Hydrogen Energy Storage

The main components of a hydrogen energy storage system are an electrolyser, hydrogen storage and a fuel cell. The electrolyser uses energy in the form of electricity to split water into hydrogen and oxygen. The hydrogen can then be stored, commonly in gas cylinders. The fuel cell combines the stored hydrogen with oxygen to generate electric energy on demand, with water as a by product. As well these basic components, ancillary equipment such as water treatment, compression and power conversion are needed for the system to operate.

 Hydrogen energy storage can offer an effective solution for mitigating the variable power output associated with renewable power sources.  As the penetration of renewable power generation onto electricity networks increases, the need for a means to store energy increases. Hydrogen energy storage can provide a solution for long term energy storage on electricity networks. When used in combination with short term fast response storage such as battery storage, it can be suitable for a number of different applications encompassing a range of different storage timescales. In standalone systems, hydrogen can be generated during times of excess renewable power production, and utilised when demand for electricity exceeds that produced from the renewable source to ensure a constant supply of electricity.

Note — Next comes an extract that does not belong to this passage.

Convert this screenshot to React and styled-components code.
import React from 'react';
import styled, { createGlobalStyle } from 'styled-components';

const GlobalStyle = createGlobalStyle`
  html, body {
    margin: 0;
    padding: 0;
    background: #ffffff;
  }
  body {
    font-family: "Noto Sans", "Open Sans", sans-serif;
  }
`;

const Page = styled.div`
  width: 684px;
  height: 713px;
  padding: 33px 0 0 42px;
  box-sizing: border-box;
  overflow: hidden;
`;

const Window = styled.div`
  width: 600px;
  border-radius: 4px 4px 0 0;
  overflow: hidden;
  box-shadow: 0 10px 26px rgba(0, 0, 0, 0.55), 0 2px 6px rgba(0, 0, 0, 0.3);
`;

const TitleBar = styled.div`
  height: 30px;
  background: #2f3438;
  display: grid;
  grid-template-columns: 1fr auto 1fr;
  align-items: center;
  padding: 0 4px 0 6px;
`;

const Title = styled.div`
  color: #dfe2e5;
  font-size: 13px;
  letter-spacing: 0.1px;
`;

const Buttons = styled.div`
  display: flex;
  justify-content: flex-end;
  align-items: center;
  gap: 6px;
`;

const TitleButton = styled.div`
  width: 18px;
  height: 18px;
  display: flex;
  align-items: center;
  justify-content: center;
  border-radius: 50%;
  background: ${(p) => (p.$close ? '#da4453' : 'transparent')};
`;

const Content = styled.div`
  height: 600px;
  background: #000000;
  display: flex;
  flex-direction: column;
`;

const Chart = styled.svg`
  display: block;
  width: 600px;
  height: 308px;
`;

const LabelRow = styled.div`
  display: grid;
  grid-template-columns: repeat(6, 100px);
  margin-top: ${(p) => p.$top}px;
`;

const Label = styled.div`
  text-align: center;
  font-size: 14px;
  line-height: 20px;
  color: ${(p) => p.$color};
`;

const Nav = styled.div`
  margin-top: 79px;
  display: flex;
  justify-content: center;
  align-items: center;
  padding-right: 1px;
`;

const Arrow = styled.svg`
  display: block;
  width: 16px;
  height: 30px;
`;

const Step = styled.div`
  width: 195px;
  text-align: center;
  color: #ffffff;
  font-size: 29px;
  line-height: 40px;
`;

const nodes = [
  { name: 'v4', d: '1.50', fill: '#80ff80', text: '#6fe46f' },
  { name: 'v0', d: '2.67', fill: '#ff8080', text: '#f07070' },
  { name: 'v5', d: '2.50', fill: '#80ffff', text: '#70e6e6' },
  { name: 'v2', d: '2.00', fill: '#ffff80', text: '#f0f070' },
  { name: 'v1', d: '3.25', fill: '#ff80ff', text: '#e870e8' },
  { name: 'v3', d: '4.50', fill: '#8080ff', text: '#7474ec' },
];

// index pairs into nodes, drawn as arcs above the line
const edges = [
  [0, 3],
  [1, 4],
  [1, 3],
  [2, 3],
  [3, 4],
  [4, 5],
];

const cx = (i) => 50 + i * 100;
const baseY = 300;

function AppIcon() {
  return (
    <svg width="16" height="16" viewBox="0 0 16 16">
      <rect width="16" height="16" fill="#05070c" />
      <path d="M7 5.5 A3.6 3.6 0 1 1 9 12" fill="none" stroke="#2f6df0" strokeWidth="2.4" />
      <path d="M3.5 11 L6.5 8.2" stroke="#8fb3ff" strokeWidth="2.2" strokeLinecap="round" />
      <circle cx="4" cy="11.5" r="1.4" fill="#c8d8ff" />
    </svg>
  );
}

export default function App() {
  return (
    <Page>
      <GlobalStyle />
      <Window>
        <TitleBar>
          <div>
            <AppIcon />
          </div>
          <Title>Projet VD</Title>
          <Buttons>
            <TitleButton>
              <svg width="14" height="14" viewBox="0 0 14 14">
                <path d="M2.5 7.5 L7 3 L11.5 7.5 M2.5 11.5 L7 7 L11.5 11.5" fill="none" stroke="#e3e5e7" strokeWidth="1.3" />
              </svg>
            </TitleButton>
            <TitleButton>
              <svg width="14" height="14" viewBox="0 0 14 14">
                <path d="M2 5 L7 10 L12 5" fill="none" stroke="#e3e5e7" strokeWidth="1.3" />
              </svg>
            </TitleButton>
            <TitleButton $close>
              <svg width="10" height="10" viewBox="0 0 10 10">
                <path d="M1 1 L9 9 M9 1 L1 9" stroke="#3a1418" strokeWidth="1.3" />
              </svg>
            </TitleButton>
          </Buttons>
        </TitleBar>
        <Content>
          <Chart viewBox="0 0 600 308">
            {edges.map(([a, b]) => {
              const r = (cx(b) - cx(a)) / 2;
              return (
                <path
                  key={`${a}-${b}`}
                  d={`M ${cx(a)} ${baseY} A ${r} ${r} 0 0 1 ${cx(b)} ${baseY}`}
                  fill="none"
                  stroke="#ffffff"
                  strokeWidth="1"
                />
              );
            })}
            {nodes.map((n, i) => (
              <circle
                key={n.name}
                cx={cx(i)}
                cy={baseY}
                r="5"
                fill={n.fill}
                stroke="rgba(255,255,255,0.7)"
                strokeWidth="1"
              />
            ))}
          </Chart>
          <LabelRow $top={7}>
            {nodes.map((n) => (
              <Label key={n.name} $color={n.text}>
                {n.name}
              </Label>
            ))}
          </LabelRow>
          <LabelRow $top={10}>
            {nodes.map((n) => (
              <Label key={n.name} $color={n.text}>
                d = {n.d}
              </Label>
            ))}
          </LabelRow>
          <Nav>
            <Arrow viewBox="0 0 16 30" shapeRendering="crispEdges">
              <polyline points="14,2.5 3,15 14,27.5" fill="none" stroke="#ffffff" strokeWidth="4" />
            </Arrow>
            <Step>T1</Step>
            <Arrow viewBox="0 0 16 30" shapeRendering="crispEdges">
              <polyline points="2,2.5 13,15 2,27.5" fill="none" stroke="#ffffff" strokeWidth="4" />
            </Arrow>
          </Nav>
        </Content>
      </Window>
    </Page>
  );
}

 At the Baglan Hydrogen Centre, work is being undertaken to assess the operation of hydrogen storage systems under the variable conditions from renewable sources. Equipment installed at the Hydrogen Centre includes alkaline and PEM electrolysers, a PEM fuel cell, hydrogen storage cylinders and ancillary equipment.  The stored hydrogen can be also be used by a vehicle refuelling station located at the Baglan Hydrogen Centre. The operation of the system as a whole, as well the performance of electrolysers powered by solar PV and other renewable resources is being investigated.